Les propositions insensées se succédèrent sans interruption. Jules Ferry demandait la liberté du commerce des armes et, à la Commission qui la lui refusait, il répondait : « L’officiel ne sauvera pas la France, la France ne se sauvera que par elle-même. Si on hésite à rendre libre la fabrication des armes de guerre, c’est que l’on craint que ces armes ne tombent entre les mains des ennemis du gouvernement ; que l’on dise cela et que l’on sache que, enfin, s’il y a quelque chose qui paralyse la défense nationale, c’est l’intérêt dynastique. » (Dénégations au centre et à droite.) (25 août.) Gambetta, Barthélémy Saint-Hilaire continuèrent à déposer une série de pétitions demandant, les unes que : « comme tous les citoyens valides, les séminaristes, abbés, moines, frères, fussent appelés à défendre le sol de la patrie menacée, » les autres protestant contre les opérations des conseils de révision. Glais-Bizoin réclamait l’élection de tous les officiers de la garde nationale (29 août) ; Raspail, au nom des épouses, des mères, des filles, au nom de la justice, au nom de la France, au nom de l’Humanité, proposait l’amnistie générale de tous les délits politiques et délits de presse (31 août). Jules Favre s’indignait que les honorables citoyens de Belleville ne fussent pas encore armés et qu’on accueillit par des rires et des murmures leurs réclamations patriotiques : un commandant de bataillon leur avait déclaré qu’ils n’auraient pas de fusils 1 Jules Favre exigeait justice immédiate de l’injure adressée à de tels patriotes. « Que le sang français, s’écriait Gambetta, retombe sur ceux qui ont refusé d’armer les citoyens ! — Oui, c’est une trahison ! » ajoutait Jules Favre. (30 et 31 août.)

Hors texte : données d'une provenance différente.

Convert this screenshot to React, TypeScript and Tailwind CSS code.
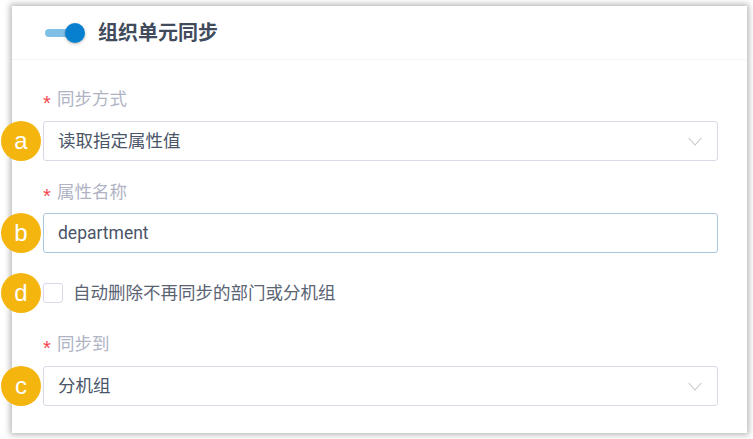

Kératry proposa de charger le Comité de défense de réviser d’urgence les nominations des officiers de la garde mobile (31 août) : « Beaucoup de ceux qui avaient été nommés manquaient de l’expérience nécessaire pour conduire les hommes au feu ; leur nomination avait été un acte de favoritisme ; laisser continuer ces erremens, c’était envoyer les gardes mobiles à la boucherie. » Dans l’histoire parlementaire, il n’y a rien de plus médiocre, de plus décousu, de plus niais, de plus honteux, de plus déshonorant que ces dernières séances du Corps législatif.